When Jeffrey Jensen Arnett was starting out as a research psychologist, he asked hundreds of people a simple question: “Do you feel like you’ve reached adulthood?”
As a 30-something, he expected people to talk about what psychologists call role transitions, like starting a career, getting married, and buying a house.
Instead, his 18 to 29-year-old subjects listed ways they felt like adults and ways they didn’t. This led him to coin the term “emerging adulthood” – that tumultuous period through the 20s where you’re not quite independent, but most of the way there.
“People mention all sorts of things that they mean by it,” Jensen Arnett says. “It generally means accepting the consequences of your actions without expecting anyone else, particularly your parents, to protect you from those consequences.”
Say, for example, you bought a junker of an old car- things start to immediately go wrong, turns out it was a really bad idea. To cover the consequence of a decision like that is the sort of responsibility that people the world over speaks to adulthood.
If something breaks, you fix it – without blaming someone else.
The second threshold of adulthood is all about identity.
“It’s finding out who you are and how you fit into the world,” Jensen Arnett says, “and there is a range of decisions that go into that.”
It’s a quest for finding identity, he says, and one that is deeply individual.
What’s key here, he says, is patience. Young people put a lot of pressure on themselves to figure out these identity questions, and their parents may add even more pressure – but eventually, it happens.
“Almost everybody figures this out around age 30,” he says. “The closer they get to 30, they’re more likely to be able to answer these questions and figure out their place in life. It’s not like these things are answered magically because they’re older, but what they want to do, where they should live, finding a partner; because people are focused on these things, they find them. Because people want to find stability by age 30, they generally do.”
The third-most common threshold of adulthood is the easiest to track – paying your own way.
Financial independence is “very important in American society in particular,” Jensen Arnett says. “We Americans expect children to become independent, and emerging adults feel that pressure, and their parents put that pressure on them.”

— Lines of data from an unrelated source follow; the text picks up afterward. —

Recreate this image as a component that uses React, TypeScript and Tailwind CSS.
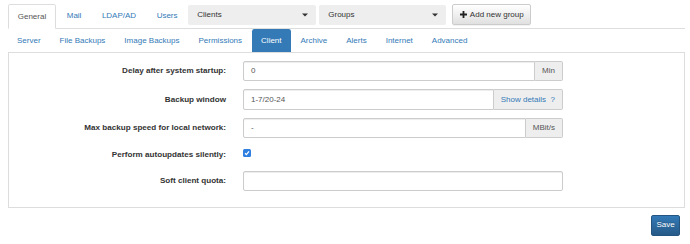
import React from "react";

const topTabs = ["Mail", "LDAP/AD", "Users"];
const subTabs = ["Server", "File Backups", "Image Backups", "Permissions", "Client", "Archive", "Alerts", "Internet", "Advanced"];

function Caret() {
    return (
        <svg width="6" height="4" viewBox="0 0 6 4" className="shrink-0">
            <path d="M0 0.5 L6 0.5 L3 3.5 Z" fill="#333" />
        </svg>
    );
}

function Select({ label, width }: { label: string; width: string }) {
    return (
        <div className={`${width} h-[20px] bg-[#eee] rounded-[2px] flex items-center justify-between pl-[9px] pr-[8px] text-[#333]`}>
            <span>{label}</span>
            <Caret />
        </div>
    );
}

function Row({ label, children, tall = true }: { label: string; children: React.ReactNode; tall?: boolean }) {
    return (
        <div className={`flex items-center ${tall ? "h-[20.4px]" : "h-[16.2px]"} mb-[8.1px]`}>
            <div className="w-[217px] text-right font-bold text-[8.1px] text-[#333]">{label}</div>
            <div className="ml-[17px] w-[320px] flex">{children}</div>
        </div>
    );
}

function Input({ value, addon }: { value?: string; addon?: React.ReactNode }) {
    return (
        <div className="flex w-full h-[20.4px]">
            <div
                className={`flex-1 flex items-center px-[7px] border border-[#ccc] bg-white text-[#555] shadow-[inset_0_1px_1px_rgba(0,0,0,0.075)] ${addon ? "rounded-l-[2px]" : "rounded-[2px]"}`}
            >
                {value}
            </div>
            {addon && (
                <div className="flex items-center px-[7px] border border-l-0 border-[#ccc] bg-[#eee] rounded-r-[2px] text-[#555]">
                    {addon}
                </div>
            )}
        </div>
    );
}

export default function App() {
    return (
        <div className="w-[690px] h-[244px] bg-white pl-[8px] pt-[4px] font-['Liberation_Sans',Arial,sans-serif] text-[8px] leading-[12px] text-[#333]">
            <div className="w-[677px]">
                {/* top tabs */}
                <div className="flex h-[25px] border-b border-[#ddd]">
                    <div className="-mb-px h-[25px] border border-[#ddd] border-b-white bg-white rounded-t-[2.4px] px-[8.75px] flex items-center text-[#555] mr-[1px]">
                        General
                    </div>
                    {topTabs.map((t) => (
                        <div key={t} className="h-[24px] border border-transparent px-[8.75px] flex items-center text-[#337ab7] mr-[1px]">
                            {t}
                        </div>
                    ))}
                    <div className="flex items-start pt-[0.5px] gap-[3px]">
                        <Select label="Clients" width="w-[128px]" />
                        <Select label="Groups" width="w-[127px]" />
                        <div className="ml-[3px] -mt-[0.5px] h-[21px] w-[79px] flex items-center justify-center gap-[3px] border border-[#ccc] rounded-[2px] bg-gradient-to-b from-white to-[#e0e0e0] text-[#333] shadow-[0_1px_0_rgba(0,0,0,0.05)]">
                            <svg width="7" height="7" viewBox="0 0 7 7">
                                <path d="M2.6 0 H4.4 V2.6 H7 V4.4 H4.4 V7 H2.6 V4.4 H0 V2.6 H2.6 Z" fill="#222" />
                            </svg>
                            <span>Add new group</span>
                        </div>
                    </div>
                </div>

                {/* sub tabs */}
                <div className="flex h-[23px]">
                    {subTabs.map((t, i) => (
                        <div
                            key={t}
                            className={`h-[23px] px-[9px] flex items-center ${i > 0 ? "ml-[1px]" : ""} ${
                                t === "Client" ? "bg-[#337ab7] text-white rounded-t-[2.4px]" : "text-[#337ab7]"
                            }`}
                        >
                            {t}
                        </div>
                    ))}
                </div>

                {/* panel */}
                <div className="border border-[#ddd] bg-white pt-[8px] pb-[8px]">
                    <Row label="Delay after system startup:">
                        <Input value="0" addon="Min" />
                    </Row>
                    <Row label="Backup window">
                        <Input value="1-7/20-24" addon={<span className="text-[#337ab7]">Show details&nbsp;&nbsp;?</span>} />
                    </Row>
                    <Row label="Max backup speed for local network:">
                        <Input value="-" addon="MBit/s" />
                    </Row>
                    <Row label="Perform autoupdates silently:" tall={false}>
                        <div className="-mt-[3px] w-[8px] h-[8px] rounded-[1.5px] bg-[#2f7fe0] flex items-center justify-center">
                            <svg width="6" height="6" viewBox="0 0 6 6">
                                <path d="M1 3.2 L2.4 4.6 L5 1.4" stroke="white" strokeWidth="1.3" fill="none" />
                            </svg>
                        </div>
                    </Row>
                    <Row label="Soft client quota:">
                        <Input />
                    </Row>
                </div>

                {/* save */}
                <div className="flex justify-end pr-[5px] mt-[6.5px]">
                    <div className="h-[21px] w-[29px] flex items-center justify-center border border-[#245580] rounded-[2px] bg-gradient-to-b from-[#337ab7] to-[#265a88] text-white [text-shadow:0_-1px_0_rgba(0,0,0,0.2)]">
                        Save
                    </div>
                </div>
            </div>
        </div>
    );
}
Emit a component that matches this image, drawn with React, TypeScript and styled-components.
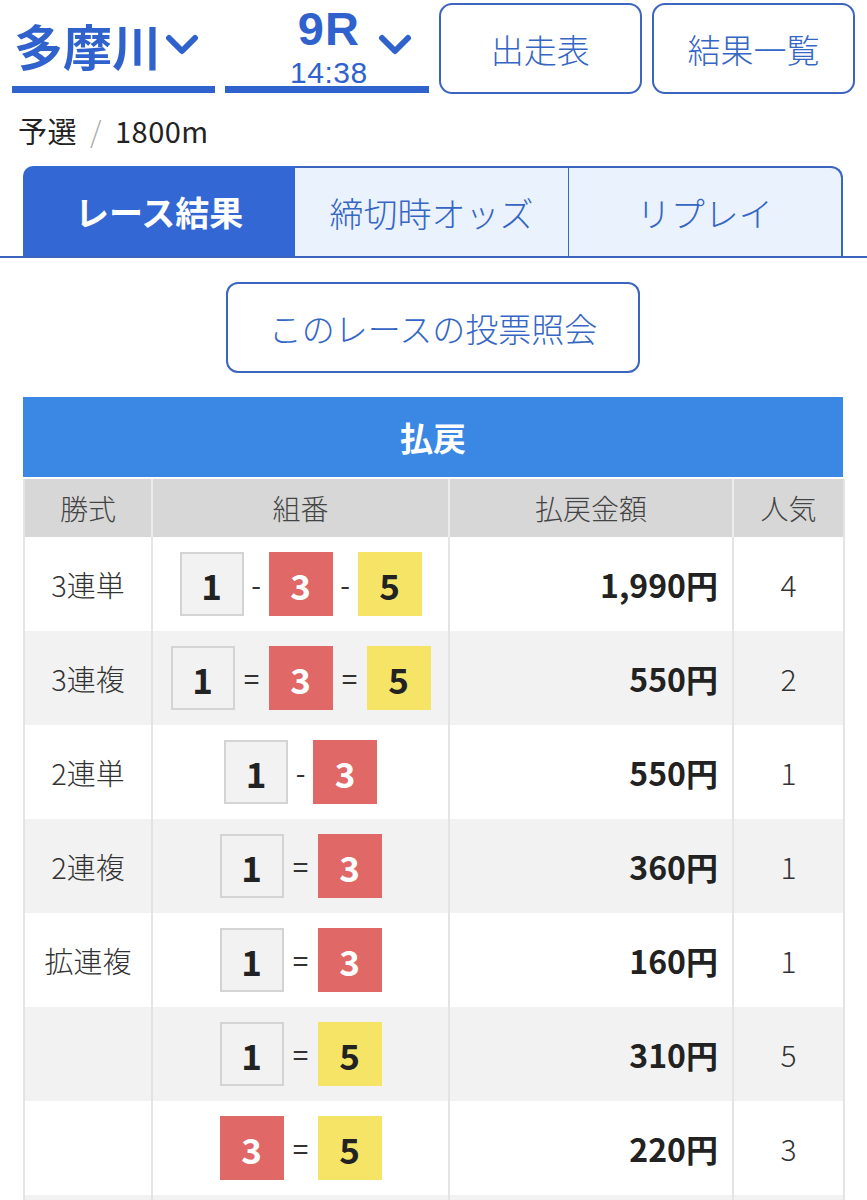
import React from 'react';
import styled, { createGlobalStyle } from 'styled-components';

type Frame = 1 | 3 | 5;

interface PayoutRow {
  kind: string;
  combo: Frame[];
  sep: '-' | '=';
  amount: string;
  rank: number;
}

const rows: PayoutRow[] = [
  { kind: '3連単', combo: [1, 3, 5], sep: '-', amount: '1,990円', rank: 4 },
  { kind: '3連複', combo: [1, 3, 5], sep: '=', amount: '550円', rank: 2 },
  { kind: '2連単', combo: [1, 3], sep: '-', amount: '550円', rank: 1 },
  { kind: '2連複', combo: [1, 3], sep: '=', amount: '360円', rank: 1 },
  { kind: '拡連複', combo: [1, 3], sep: '=', amount: '160円', rank: 1 },
  { kind: '', combo: [1, 5], sep: '=', amount: '310円', rank: 5 },
  { kind: '', combo: [3, 5], sep: '=', amount: '220円', rank: 3 },
  { kind: '', combo: [], sep: '=', amount: '', rank: 0 },
];

const GlobalStyle = createGlobalStyle`
  body {
    margin: 0;
    background: #ffffff;
    font-family: "Noto Sans CJK JP", "Noto Sans", sans-serif;
    color: #222222;
  }
`;

const Chevron: React.FC = () => (
  <svg width="34" height="24" viewBox="0 0 34 24">
    <polyline
      points="4,5 17,18 30,5"
      fill="none"
      stroke="#2f62cc"
      strokeWidth="6"
      strokeLinecap="round"
      strokeLinejoin="round"
    />
  </svg>
);

const App: React.FC = () => {
  return (
    <Page>
      <GlobalStyle />
      <Header>
        <VenueSelect>
          <VenueName>多摩川</VenueName>
          <Chevron />
        </VenueSelect>
        <RaceSelect>
          <span />
          <RaceStack>
            <RaceNo>9R</RaceNo>
            <RaceTime>14:38</RaceTime>
          </RaceStack>
          <ChevronSlot>
            <Chevron />
          </ChevronSlot>
        </RaceSelect>
        <OutlineButton>出走表</OutlineButton>
        <OutlineButton>結果一覧</OutlineButton>
      </Header>

      <SubTitle>
        予選<Slash>/</Slash>1800m
      </SubTitle>

      <TabBar>
        <Tab active first>レース結果</Tab>
        <Tab>締切時オッズ</Tab>
        <Tab last>リプレイ</Tab>
      </TabBar>

      <QueryRow>
        <QueryButton>このレースの投票照会</QueryButton>
      </QueryRow>

      <TableWrap>
        <TableTitle>払戻</TableTitle>
        <Table>
          <colgroup>
            <col style={{ width: 128 }} />
            <col style={{ width: 297 }} />
            <col style={{ width: 284 }} />
            <col style={{ width: 111 }} />
          </colgroup>
          <thead>
            <tr>
              <HeadCell>勝式</HeadCell>
              <HeadCell>組番</HeadCell>
              <HeadCell>払戻金額</HeadCell>
              <HeadCell>人気</HeadCell>
            </tr>
          </thead>
          <tbody>
            {rows.map((row, i) => (
              <BodyRow key={i} striped={i % 2 === 1}>
                <KindCell>{row.kind}</KindCell>
                <ComboCell>
                  <Combo>
                    {row.combo.map((n, j) => (
                      <React.Fragment key={j}>
                        {j > 0 && <Sep wide={row.sep === '='}>{row.sep}</Sep>}
                        <FrameBox frame={n}>{n}</FrameBox>
                      </React.Fragment>
                    ))}
                  </Combo>
                </ComboCell>
                <AmountCell>{row.amount}</AmountCell>
                <RankCell>{row.rank || ''}</RankCell>
              </BodyRow>
            ))}
          </tbody>
        </Table>
      </TableWrap>
    </Page>
  );
};

const blue = '#2f62cc';
const lineBlue = '#3b65bf';

const Page = styled.div`
  width: 867px;
  height: 1200px;
  overflow: hidden;
`;

const Header = styled.div`
  display: grid;
  grid-template-columns: repeat(4, 1fr);
  column-gap: 10px;
  padding: 3px 12px 0;
`;

const VenueSelect = styled.div`
  display: flex;
  align-items: center;
  height: 83px;
  border-bottom: 7px solid ${blue};
  padding-left: 2px;
  gap: 4px;
`;

const VenueName = styled.span`
  font-size: 49px;
  font-weight: 700;
  color: ${blue};
  line-height: 1;
`;

const RaceSelect = styled.div`
  display: grid;
  grid-template-columns: 1fr auto 1fr;
  align-items: center;
  height: 83px;
  border-bottom: 7px solid ${blue};
`;

const RaceStack = styled.div`
  display: flex;
  flex-direction: column;
  align-items: center;
  color: ${blue};
  padding-left: 4px;
  font-family: "Liberation Sans", Arial, sans-serif;
`;

const RaceNo = styled.span`
  font-size: 47px;
  font-weight: 700;
  line-height: 1.12;
  letter-spacing: 1px;
`;

const RaceTime = styled.span`
  font-size: 30px;
  font-weight: 400;
  line-height: 1.12;
  letter-spacing: 0.5px;
`;

const ChevronSlot = styled.div`
  display: flex;
  justify-content: flex-end;
  padding-right: 17px;
  padding-bottom: 2px;
`;

const OutlineButton = styled.div`
  display: flex;
  align-items: center;
  justify-content: center;
  height: 91px;
  box-sizing: border-box;
  border: 2px solid ${lineBlue};
  border-radius: 13px;
  font-size: 33px;
  font-weight: 300;
  color: #3566c4;
`;

const SubTitle = styled.div`
  padding: 16px 18px 0;
  height: 40px;
  font-size: 29px;
  font-weight: 400;
  line-height: 40px;
  color: #222222;
  letter-spacing: 0.5px;
`;

const Slash = styled.span`
  color: #aaaaaa;
  font-weight: 300;
  margin: 0 13px;
`;

const TabBar = styled.div`
  display: flex;
  margin-top: 16px;
  padding: 0 24px 0 23px;
  border-bottom: 2px solid ${lineBlue};
`;

const Tab = styled.div<{ active?: boolean; first?: boolean; last?: boolean }>`
  flex: 1;
  height: 90px;
  box-sizing: border-box;
  display: flex;
  align-items: center;
  justify-content: center;
  font-size: 34px;
  background: ${p => (p.active ? '#3367d3' : '#eaf2fd')};
  color: ${p => (p.active ? '#ffffff' : '#3566c4')};
  font-weight: ${p => (p.active ? 700 : 300)};
  border-top: ${p => (p.active ? 'none' : `2px solid ${lineBlue}`)};
  border-right: ${p => (p.last ? `2px solid ${lineBlue}` : p.active ? 'none' : `1px solid ${lineBlue}`)};
  border-radius: ${p => (p.first ? '10px 0 0 0' : p.last ? '0 12px 0 0' : '0')};
`;

const QueryRow = styled.div`
  display: flex;
  justify-content: center;
  padding: 24px 0 0;
  margin-left: -1px;
`;

const QueryButton = styled.div`
  width: 414px;
  height: 91px;
  box-sizing: border-box;
  display: flex;
  align-items: center;
  justify-content: center;
  border: 2px solid ${lineBlue};
  border-radius: 12px;
  font-size: 33px;
  font-weight: 300;
  color: #3566c4;
`;

const TableWrap = styled.div`
  margin: 24px 24px 0 23px;
`;

const TableTitle = styled.div`
  height: 80px;
  display: flex;
  align-items: center;
  justify-content: center;
  background: #3a88e4;
  color: #ffffff;
  font-size: 33px;
  font-weight: 700;
`;

const Table = styled.table`
  width: 100%;
  border-collapse: collapse;
  table-layout: fixed;
  border-left: 2px solid #e4e4e4;
  border-right: 2px solid #e4e4e4;
`;

const HeadCell = styled.th`
  height: 58px;
  padding: 0;
  background: #d7d7d7;
  color: #444444;
  font-size: 28px;
  font-weight: 300;
  text-align: center;
  border-top: 2px solid #ffffff;
  border-left: 2px solid #ececec;
  &:first-child {
    border-left: none;
  }
`;

const BodyRow = styled.tr<{ striped: boolean }>`
  height: 94px;
  background: ${p => (p.striped ? '#f2f2f2' : '#ffffff')};
`;

const BaseCell = styled.td`
  padding: 0;
  border-left: 2px solid #e4e4e4;
  &:first-child {
    border-left: none;
  }
`;

const KindCell = styled(BaseCell)`
  text-align: center;
  font-size: 29px;
  font-weight: 300;
  color: #333333;
`;

const ComboCell = styled(BaseCell)`
  text-align: center;
`;

const Combo = styled.div`
  display: flex;
  align-items: center;
  justify-content: center;
`;

const Sep = styled.span<{ wide: boolean }>`
  font-size: 28px;
  color: #333333;
  width: ${p => (p.wide ? '34px' : '25px')};
  text-align: center;
  line-height: 1;
`;

const frameColors: Record<Frame, { bg: string; fg: string; border: string }> = {
  1: { bg: '#f2f2f2', fg: '#222222', border: '#d4d4d4' },
  3: { bg: '#e06866', fg: '#ffffff', border: '#e06866' },
  5: { bg: '#f5e466', fg: '#222222', border: '#f5e466' },
};

const FrameBox = styled.span<{ frame: Frame }>`
  width: 64px;
  height: 64px;
  box-sizing: border-box;
  display: flex;
  align-items: center;
  justify-content: center;
  font-size: 35px;
  font-weight: 700;
  background: ${p => frameColors[p.frame].bg};
  color: ${p => frameColors[p.frame].fg};
  border: 2px solid ${p => frameColors[p.frame].border};
`;

const AmountCell = styled(BaseCell)`
  text-align: right;
  padding-right: 14px;
  font-size: 32px;
  font-weight: 700;
  color: #222222;
`;

const RankCell = styled(BaseCell)`
  text-align: center;
  font-size: 30px;
  font-weight: 300;
  color: #333333;
`;

export default App;
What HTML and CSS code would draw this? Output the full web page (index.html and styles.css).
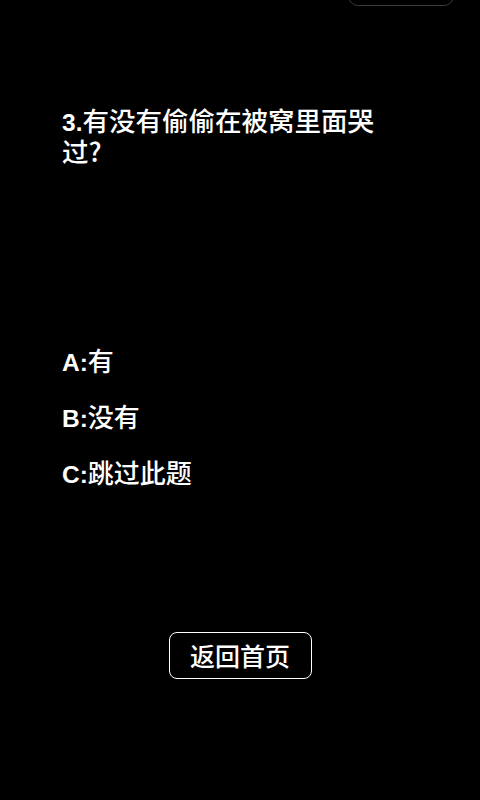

It’s especially timely given that, thanks to the still-recovering economy and the high cost of education, in 2015 about 39% of 18- to 34-year-olds in the US were living with their parents, according to the Pew Research Center. You have to go back to the 1940s to find the last time as many women lived with their families.
Compare that with a 2012 report found 31% of all adult Italians live with their parents, with 60% of 18- to 29-year-olds living at home and 2013 study found that 97% of Singaporeans aged 15 to 34 live with their parents, due to traditional values and high rents.
Jensen Arnett says that emerging adults are very consciously striving for financial independence, and he sees that they’d rather live frugally and on their own than comfortably with mom and dad’s assistance. But still, they might need help covering an expensive car repair, flying home for the holidays, and making the odd month’s rent.